Compile every line that includes the word "React".

START Recorded information

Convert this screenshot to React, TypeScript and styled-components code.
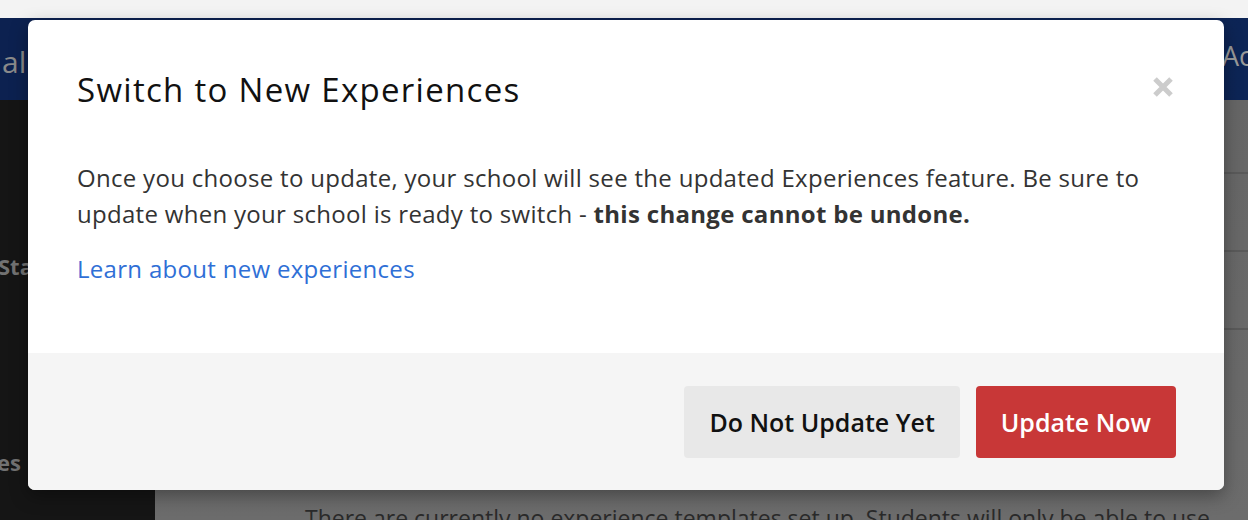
import React from "react";
import styled, { createGlobalStyle } from "styled-components";

const GlobalStyle = createGlobalStyle`
  html, body {
    margin: 0;
    padding: 0;
    background: #6a6a6a;
    font-family: "Open Sans", "Liberation Sans", sans-serif;
  }
  * { box-sizing: border-box; }
`;

const Page = styled.div`
  position: relative;
  width: 1248px;
  height: 520px;
  overflow: hidden;
  display: flex;
  flex-direction: column;
`;

const TopStrip = styled.div`
  height: 18px;
  background: #f3f3f3;
  flex: none;
`;

const Header = styled.div`
  height: 82px;
  flex: none;
  background: linear-gradient(90deg, #0c2150, #0b2050 60%, #0d2556);
  display: flex;
  justify-content: space-between;
  align-items: flex-start;
  color: #8a8a8a;
  line-height: 1;
`;

const HeaderLeft = styled.span`
  font-size: 30px;
  margin-top: 29px;
  margin-left: 2px;
`;

const HeaderRight = styled.span`
  margin-top: 24px;
  margin-right: -4px;
  font-size: 27px;
  color: #9a9a9a;
`;

const Main = styled.div`
  flex: 1;
  display: flex;
`;

const Sidebar = styled.div`
  width: 155px;
  flex: none;
  background: #151515;
  display: flex;
  flex-direction: column;
  color: #727272;
  font-weight: 700;
  font-size: 22px;
`;

const SideLabel = styled.div<{ $top: number; $left: number }>`
  margin-top: ${(p) => p.$top}px;
  margin-left: ${(p) => p.$left}px;
`;

const Content = styled.div`
  flex: 1;
  background: linear-gradient(180deg, #666 0%, #6c6c6c 100%);
  display: flex;
  flex-direction: column;
`;

const Row = styled.div`
  height: 78px;
  border-bottom: 2px solid #5a5a5a;
  flex: none;
`;

const FirstRow = styled(Row)`
  height: 74px;
`;

const EmptyText = styled.div`
  margin-top: auto;
  margin-left: 150px;
  margin-bottom: -14px;
  white-space: nowrap;
  font-size: 23px;
  color: #2a2a2a;
`;

const Modal = styled.div`
  position: absolute;
  left: 28px;
  top: 20px;
  width: 1196px;
  height: 470px;
  background: #fff;
  border-radius: 7px;
  overflow: hidden;
  box-shadow: 0 6px 18px rgba(0, 0, 0, 0.35);
  display: flex;
  flex-direction: column;
`;

const ModalBody = styled.div`
  height: 333px;
  flex: none;
  padding: 48px 49px 0 49px;
  position: relative;
`;

const Title = styled.h2`
  margin: 0;
  font-size: 33px;
  font-weight: 500;
  line-height: 44px;
  letter-spacing: 1.3px;
  color: #111;
`;

const CloseButton = styled.button`
  position: absolute;
  top: 56px;
  right: 50px;
  width: 22px;
  height: 22px;
  padding: 0;
  border: none;
  background: none;
  display: flex;
  align-items: center;
  justify-content: center;
`;

const Text = styled.p`
  margin: 48px 0 0 0;
  font-size: 24px;
  line-height: 36px;
  letter-spacing: 0.3px;
  color: #333;
`;

const Strong = styled.strong`
  font-weight: 700;
`;

const LearnLink = styled.a`
  display: inline-block;
  margin-top: 19px;
  font-size: 24px;
  line-height: 36px;
  letter-spacing: 0.3px;
  color: #2f6fd6;
  text-decoration: none;
`;

const Footer = styled.div`
  flex: 1;
  background: #f5f5f5;
  display: flex;
  justify-content: flex-end;
  align-items: flex-start;
  gap: 16px;
  padding: 33px 48px 0 0;
`;

const Button = styled.button<{ $primary?: boolean }>`
  height: 72px;
  padding: 0 25px;
  border: none;
  border-radius: 4px;
  font-family: inherit;
  font-size: 25px;
  font-weight: 600;
  background: ${(p) => (p.$primary ? "#c83737" : "#e8e8e8")};
  color: ${(p) => (p.$primary ? "#fff" : "#111")};
  cursor: pointer;
`;

export default function App() {
  return (
    <>
      <GlobalStyle />
      <Page>
        <TopStrip />
        <Header>
          <HeaderLeft>al</HeaderLeft>
          <HeaderRight>Ac</HeaderRight>
        </Header>
        <Main>
          <Sidebar>
            <SideLabel $top={151} $left={-2}>Stat</SideLabel>
            <SideLabel $top={166} $left={-3}>es</SideLabel>
          </Sidebar>
          <Content>
            <FirstRow />
            <Row />
            <Row />
            <EmptyText>
              There are currently no experience templates set up. Students will only be able to use
            </EmptyText>
          </Content>
        </Main>
        <Modal role="dialog">
          <ModalBody>
            <Title>Switch to New Experiences</Title>
            <CloseButton aria-label="Close">
              <svg width="22" height="22" viewBox="0 0 22 22">
                <path d="M3 3 L19 19 M19 3 L3 19" stroke="#cccccc" strokeWidth="5" strokeLinecap="butt" />
              </svg>
            </CloseButton>
            <Text>
              Once you choose to update, your school will see the updated Experiences feature. Be sure to update
              when your school is ready to switch - <Strong>this change cannot be undone.</Strong>
            </Text>
            <LearnLink href="#">Learn about new experiences</LearnLink>
          </ModalBody>
          <Footer>
            <Button>Do Not Update Yet</Button>
            <Button $primary>Update Now</Button>
          </Footer>
        </Modal>
      </Page>
    </>
  );
}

END Recorded information

- **Exercise response**:
Convert this screenshot to React, TypeScript and styled-components code.
import React from "react";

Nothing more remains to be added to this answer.